Gabriel Anctil, a young Québécois journalist, approaches the mike with a different sense of “us.” Two years ago, his articles in the Montreal newspaper Le Devoir revealed the existence of two unpublished novellas Kerouac wrote in French in the early 1950s. One of them, Sur le chemin, was composed at high speed in William Burroughs’ apartment in Mexico City. In the other, La nuit est ma femme, Kerouac identified French as the language in which he often swears, often dreams, and always cries. Now Anctil tells the crowd that Kerouac considered moving to Montreal with his mother.

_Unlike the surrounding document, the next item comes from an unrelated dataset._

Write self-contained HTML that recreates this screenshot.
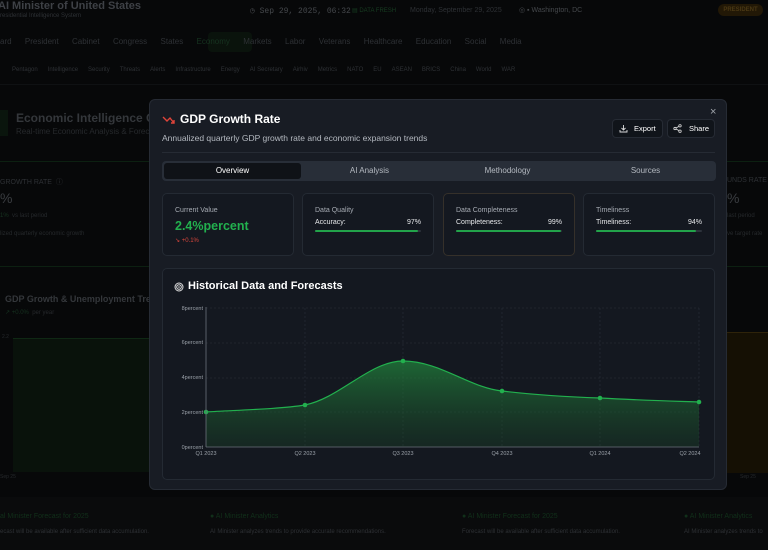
<!DOCTYPE html>
<html><head><meta charset="utf-8"><style>
*{margin:0;padding:0;box-sizing:border-box}
body{width:768px;height:550px;overflow:hidden;background:#070809;font-family:"Liberation Sans",sans-serif;position:relative;color:#fff}
.a{position:absolute;white-space:nowrap}
.dim{color:#2e3135}
.modal{position:absolute;left:149px;top:99px;width:578px;height:391px;background:#181c24;border:1px solid #262b34;border-radius:6px}
.card{position:absolute;top:93px;width:132px;height:63px;background:#141820;border:1px solid #242a33;border-radius:5px}
.lbl{font-size:7px;color:#a6abb3;position:absolute;left:12px;top:13px}
.row{position:absolute;left:12px;right:12px;top:25px;font-size:7px;color:#e6e8ea;display:flex;justify-content:space-between}
.bar{position:absolute;left:12px;right:12px;top:36px;height:2px;background:#2d333c;border-radius:1px}
.bar i{display:block;height:2px;background:#22a34a;border-radius:1px}
.tab{position:absolute;top:66px;text-align:center;font-size:8px;color:#b4b9c0}
</style></head><body>
<div class="a" style="left:-2px;top:0;font-size:11px;font-weight:bold;color:#3e4146">AI Minister of United States</div>
<div class="a" style="left:0;top:13px;font-size:6px;color:#2e3135">residential Intelligence System</div>
<div class="a" style="left:250px;top:6px;font-size:8px;color:#45484c;font-family:'Liberation Mono',monospace">◷ Sep 29, 2025, 06:32</div>
<div class="a" style="left:352px;top:7px;font-size:6px;color:#173d21">▤ DATA FRESH</div>
<div class="a" style="left:410px;top:7px;font-size:7px;color:#2e3135">Monday, September 29, 2025</div>
<div class="a" style="left:519px;top:6px;font-size:7px;color:#45484c">◎ ▪ Washington, DC</div>
<div class="a" style="left:718px;top:4px;width:45px;height:12px;border-radius:6px;background:#221806;color:#4a3814;font-size:6px;font-weight:bold;text-align:center;line-height:12px">PRESIDENT</div>
<div class="a" style="left:208px;top:32px;width:44px;height:20px;background:#0a130c;border-radius:4px"></div>
<div class="a dim" style="left:0;top:37px;font-size:8px">ard&nbsp;&nbsp;&nbsp;&nbsp;&nbsp;&nbsp;President&nbsp;&nbsp;&nbsp;&nbsp;&nbsp;&nbsp;Cabinet&nbsp;&nbsp;&nbsp;&nbsp;&nbsp;&nbsp;Congress&nbsp;&nbsp;&nbsp;&nbsp;&nbsp;&nbsp;States&nbsp;&nbsp;&nbsp;&nbsp;&nbsp;&nbsp;<span style="color:#163320">Economy</span>&nbsp;&nbsp;&nbsp;&nbsp;&nbsp;&nbsp;Markets&nbsp;&nbsp;&nbsp;&nbsp;&nbsp;&nbsp;Labor&nbsp;&nbsp;&nbsp;&nbsp;&nbsp;&nbsp;Veterans&nbsp;&nbsp;&nbsp;&nbsp;&nbsp;&nbsp;Healthcare&nbsp;&nbsp;&nbsp;&nbsp;&nbsp;&nbsp;Education&nbsp;&nbsp;&nbsp;&nbsp;&nbsp;&nbsp;Social&nbsp;&nbsp;&nbsp;&nbsp;&nbsp;&nbsp;Media</div>
<div class="a dim" style="left:12px;top:67px;font-size:6px">Pentagon&nbsp;&nbsp;&nbsp;&nbsp;&nbsp;&nbsp;Intelligence&nbsp;&nbsp;&nbsp;&nbsp;&nbsp;&nbsp;Security&nbsp;&nbsp;&nbsp;&nbsp;&nbsp;&nbsp;Threats&nbsp;&nbsp;&nbsp;&nbsp;&nbsp;&nbsp;Alerts&nbsp;&nbsp;&nbsp;&nbsp;&nbsp;&nbsp;Infrastructure&nbsp;&nbsp;&nbsp;&nbsp;&nbsp;&nbsp;Energy&nbsp;&nbsp;&nbsp;&nbsp;&nbsp;&nbsp;AI Secretary&nbsp;&nbsp;&nbsp;&nbsp;&nbsp;&nbsp;Airhiv&nbsp;&nbsp;&nbsp;&nbsp;&nbsp;&nbsp;Metrics&nbsp;&nbsp;&nbsp;&nbsp;&nbsp;&nbsp;NATO&nbsp;&nbsp;&nbsp;&nbsp;&nbsp;&nbsp;EU&nbsp;&nbsp;&nbsp;&nbsp;&nbsp;&nbsp;ASEAN&nbsp;&nbsp;&nbsp;&nbsp;&nbsp;&nbsp;BRICS&nbsp;&nbsp;&nbsp;&nbsp;&nbsp;&nbsp;China&nbsp;&nbsp;&nbsp;&nbsp;&nbsp;&nbsp;World&nbsp;&nbsp;&nbsp;&nbsp;&nbsp;&nbsp;WAR</div>
<div class="a" style="left:0;top:84px;width:768px;height:1px;background:#0f1113"></div>
<div class="a" style="left:0;top:110px;width:8px;height:26px;background:#0a150d"></div>
<div class="a" style="left:16px;top:111px;font-size:12px;font-weight:bold;color:#34373b">Economic Intelligence C</div>
<div class="a" style="left:16px;top:127px;font-size:8px;color:#26292c">Real-time Economic Analysis &amp; Forecasting</div>
<div class="a" style="left:0;top:161px;width:768px;height:1px;background:#0c2011"></div>
<div class="a" style="left:0;top:177px;font-size:7px;color:#2e3135">GROWTH RATE&nbsp;&nbsp;ⓘ</div>
<div class="a" style="left:0;top:190px;font-size:14px;color:#3a3d41">%</div>
<div class="a" style="left:0;top:213px;font-size:6px;color:#163320">1%&nbsp;&nbsp;<span style="color:#26292c">vs last period</span></div>
<div class="a" style="left:0;top:231px;font-size:6px;color:#26292c">lized quarterly economic growth</div>
<div class="a" style="left:0;top:266px;width:768px;height:1px;background:#0c2011"></div>
<div class="a" style="left:5px;top:294px;font-size:9px;font-weight:bold;color:#34373b">GDP Growth &amp; Unemployment Tre</div>
<div class="a" style="left:5px;top:309px;font-size:6px;color:#163320">↗ +0.0%&nbsp;&nbsp;<span style="color:#26292c">per year</span></div>
<div class="a" style="left:13px;top:338px;width:136px;height:134px;background:#09120b;border-top:1px solid #0f2814"></div>
<div class="a" style="left:2px;top:334px;font-size:5px;color:#26292c">2.2</div>
<div class="a" style="left:0;top:474px;font-size:5px;color:#26292c">Sep 25</div>
<div class="a" style="left:727px;top:332px;width:41px;height:141px;background:#151004;border-top:1px solid #2e230a"></div>
<div class="a" style="left:727px;top:177px;font-size:7px;color:#2e3135">UNDS RATE</div>
<div class="a" style="left:727px;top:190px;font-size:14px;color:#3a3d41">%</div>
<div class="a" style="left:727px;top:213px;font-size:6px;color:#26292c">last period</div>
<div class="a" style="left:727px;top:231px;font-size:6px;color:#26292c">ve target rate</div>
<div class="a" style="left:740px;top:474px;font-size:5px;color:#26292c">Sep 25</div>
<div class="a" style="left:0;top:497px;width:768px;height:53px;background:#0a0b0c"></div>
<div class="a" style="left:0;top:513px;font-size:7px;color:#11301a">al Minister Forecast for 2025</div>
<div class="a" style="left:0;top:529px;font-size:6px;color:#2e3135">ecast will be available after sufficient data accumulation.</div>
<div class="a" style="left:210px;top:513px;font-size:7px;color:#11301a">● AI Minister Analytics</div>
<div class="a" style="left:210px;top:529px;font-size:6px;color:#2e3135">AI Minister analyzes trends to provide accurate recommendations.</div>
<div class="a" style="left:462px;top:513px;font-size:7px;color:#11301a">● AI Minister Forecast for 2025</div>
<div class="a" style="left:462px;top:529px;font-size:6px;color:#2e3135">Forecast will be available after sufficient data accumulation.</div>
<div class="a" style="left:684px;top:513px;font-size:7px;color:#11301a">● AI Minister Analytics</div>
<div class="a" style="left:684px;top:529px;font-size:6px;color:#2e3135">AI Minister analyzes trends to</div>

<div class="modal">
 <svg class="a" style="left:12px;top:15px" width="14" height="10" viewBox="0 0 14 10"><path d="M1 2 L5 6 L8 3 L12 8 M9 8 H12 V5" stroke="#e0443a" stroke-width="1.4" fill="none"/></svg>
 <div class="a" style="left:30px;top:12px;font-size:12px;font-weight:bold;color:#fff">GDP Growth Rate</div>
 <div class="a" style="left:12px;top:33px;font-size:8.5px;color:#b4b9c0">Annualized quarterly GDP growth rate and economic expansion trends</div>
 <div class="a" style="left:560px;top:6px;font-size:11px;color:#a0a5ab">×</div>
 <div class="a" style="left:462px;top:19px;width:51px;height:19px;background:#10141a;border:1px solid #262b34;border-radius:4px;font-size:7.5px;line-height:17px;color:#fff;padding-left:21px">Export<svg class="a" style="left:6px;top:4px" width="9" height="9" viewBox="0 0 9 9"><path d="M4.5 1V6M2.5 4L4.5 6L6.5 4M1 6V8H8V6" stroke="#ddd" stroke-width=".9" fill="none"/></svg></div>
 <div class="a" style="left:517px;top:19px;width:48px;height:19px;background:#10141a;border:1px solid #262b34;border-radius:4px;font-size:7.5px;line-height:17px;color:#fff;padding-left:21px">Share<svg class="a" style="left:5px;top:4px" width="9" height="9" viewBox="0 0 9 9"><circle cx="7" cy="1.8" r="1.2" stroke="#ddd" stroke-width=".8" fill="none"/><circle cx="2" cy="4.5" r="1.2" stroke="#ddd" stroke-width=".8" fill="none"/><circle cx="7" cy="7.2" r="1.2" stroke="#ddd" stroke-width=".8" fill="none"/><path d="M3 4L6 2.4M3 5L6 6.6" stroke="#ddd" stroke-width=".8"/></svg></div>
 <div class="a" style="left:12px;top:52px;width:553px;height:1px;background:#262b34"></div>
 <div class="a" style="left:12px;top:61px;width:554px;height:20px;background:#282e38;border-radius:4px"></div>
 <div class="a" style="left:14px;top:63px;width:137px;height:16px;background:#0f1217;border-radius:3px"></div>
 <div class="tab" style="left:14px;width:137px;color:#fff">Overview</div>
 <div class="tab" style="left:151px;width:137px">AI Analysis</div>
 <div class="tab" style="left:288px;width:139px">Methodology</div>
 <div class="tab" style="left:427px;width:137px">Sources</div>
 <div class="card" style="left:12px"><div class="lbl">Current Value</div><div class="a" style="left:12px;top:25px;font-size:12.5px;font-weight:bold;color:#22b04e">2.4%percent</div><div class="a" style="left:12px;top:43px;font-size:6px;color:#d8463c">↘ +0.1%</div></div>
 <div class="card" style="left:152px"><div class="lbl">Data Quality</div><div class="row"><span>Accuracy:</span><span>97%</span></div><div class="bar"><i style="width:97%"></i></div></div>
 <div class="card" style="left:293px;border-color:#35302a"><div class="lbl">Data Completeness</div><div class="row"><span>Completeness:</span><span>99%</span></div><div class="bar"><i style="width:99%"></i></div></div>
 <div class="card" style="left:433px"><div class="lbl">Timeliness</div><div class="row"><span>Timeliness:</span><span>94%</span></div><div class="bar"><i style="width:94%"></i></div></div>
 <div class="a" style="left:12px;top:168px;width:553px;height:212px;background:#141820;border:1px solid #242a33;border-radius:5px"></div>
 <svg class="a" style="left:24px;top:182px" width="10" height="10" viewBox="0 0 10 10"><circle cx="5" cy="5" r="4" stroke="#ddd" fill="none"/><circle cx="5" cy="5" r="2.3" stroke="#ddd" fill="none"/><circle cx="5" cy="5" r=".8" fill="#ddd"/></svg>
 <div class="a" style="left:38px;top:180px;font-size:11px;font-weight:bold;color:#fff">Historical Data and Forecasts</div>
</div>
<svg class="a" style="left:0;top:0" width="768" height="550">
 <defs><linearGradient id="g" x1="0" y1="0" x2="0" y2="1"><stop offset="0" stop-color="#22883e" stop-opacity=".7"/><stop offset="1" stop-color="#1a4a28" stop-opacity=".3"/></linearGradient></defs>
 <g stroke="#2a303a" stroke-dasharray="2 2" stroke-width=".6">
  <line x1="206" y1="308" x2="699" y2="308"/><line x1="206" y1="343" x2="699" y2="343"/><line x1="206" y1="378" x2="699" y2="378"/><line x1="206" y1="412" x2="699" y2="412"/>
  <line x1="305" y1="308" x2="305" y2="447"/><line x1="403" y1="308" x2="403" y2="447"/><line x1="502" y1="308" x2="502" y2="447"/><line x1="600" y1="308" x2="600" y2="447"/><line x1="699" y1="308" x2="699" y2="447"/>
 </g>
 <path d="M206 412 C240 410 280 409 305 405 C340 398 370 361 403 361 C440 361 470 388 502 391 C535 395 570 397 600 398 C635 400 670 401 699 402 L699 447 L206 447 Z" fill="url(#g)"/>
 <path d="M206 412 C240 410 280 409 305 405 C340 398 370 361 403 361 C440 361 470 388 502 391 C535 395 570 397 600 398 C635 400 670 401 699 402" stroke="#22b04e" stroke-width="1.2" fill="none"/>
 <g fill="#22b04e"><circle cx="206" cy="412" r="2.3"/><circle cx="305" cy="405" r="2.3"/><circle cx="403" cy="361" r="2.3"/><circle cx="502" cy="391" r="2.3"/><circle cx="600" cy="398" r="2.3"/><circle cx="699" cy="402" r="2.3"/></g>
 <line x1="206" y1="307" x2="206" y2="447" stroke="#6b717a" stroke-width=".8"/><line x1="206" y1="447" x2="699" y2="447" stroke="#6b717a" stroke-width=".8"/>
 <g font-family="Liberation Sans" font-size="5.5" fill="#9aa0a8" text-anchor="end"><text x="203" y="310">8percent</text><text x="203" y="344">6percent</text><text x="203" y="379">4percent</text><text x="203" y="414">2percent</text><text x="203" y="449">0percent</text></g>
 <g font-family="Liberation Sans" font-size="5.5" fill="#9aa0a8" text-anchor="middle"><text x="206" y="455">Q1 2023</text><text x="305" y="455">Q2 2023</text><text x="403" y="455">Q3 2023</text><text x="502" y="455">Q4 2023</text><text x="600" y="455">Q1 2024</text><text x="690" y="455">Q2 2024</text></g>
</svg>
</body></html>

The lights go dim, and Anctil shows an excerpt from a long interview Kerouac gave on Radio-Canada in 1967, two years before his death. He looks pudgy, washed out, possibly drunk, and a little annoyed at his own lack of eloquence. By then, his French was rough and occasionally rustic. “On the Road,” he slurs, “c’est pas l’histoire de two beatniks, c’est l’histoire d’un ex – football player.” Translation: he didn’t like it when people tried to pin him down. What, then, would he have made of this event?
At a reception in the mansion’s wood-panelled Mexican Room, Shapiro and the speakers nibble smoked salmon and sip Chardonnay, untroubled by such questions. The Kerouac talk has successfully inaugurated the Americas Society’s series of events honouring “US Latino writers.” Jean-Louis as a retroactive Latino? Naturalmente. After all, Spanish emerged from Latin, just as French did. “It is a bit of a stretch,” Shapiro admits, “but I think it’s a good thing all the boundaries are blurring.”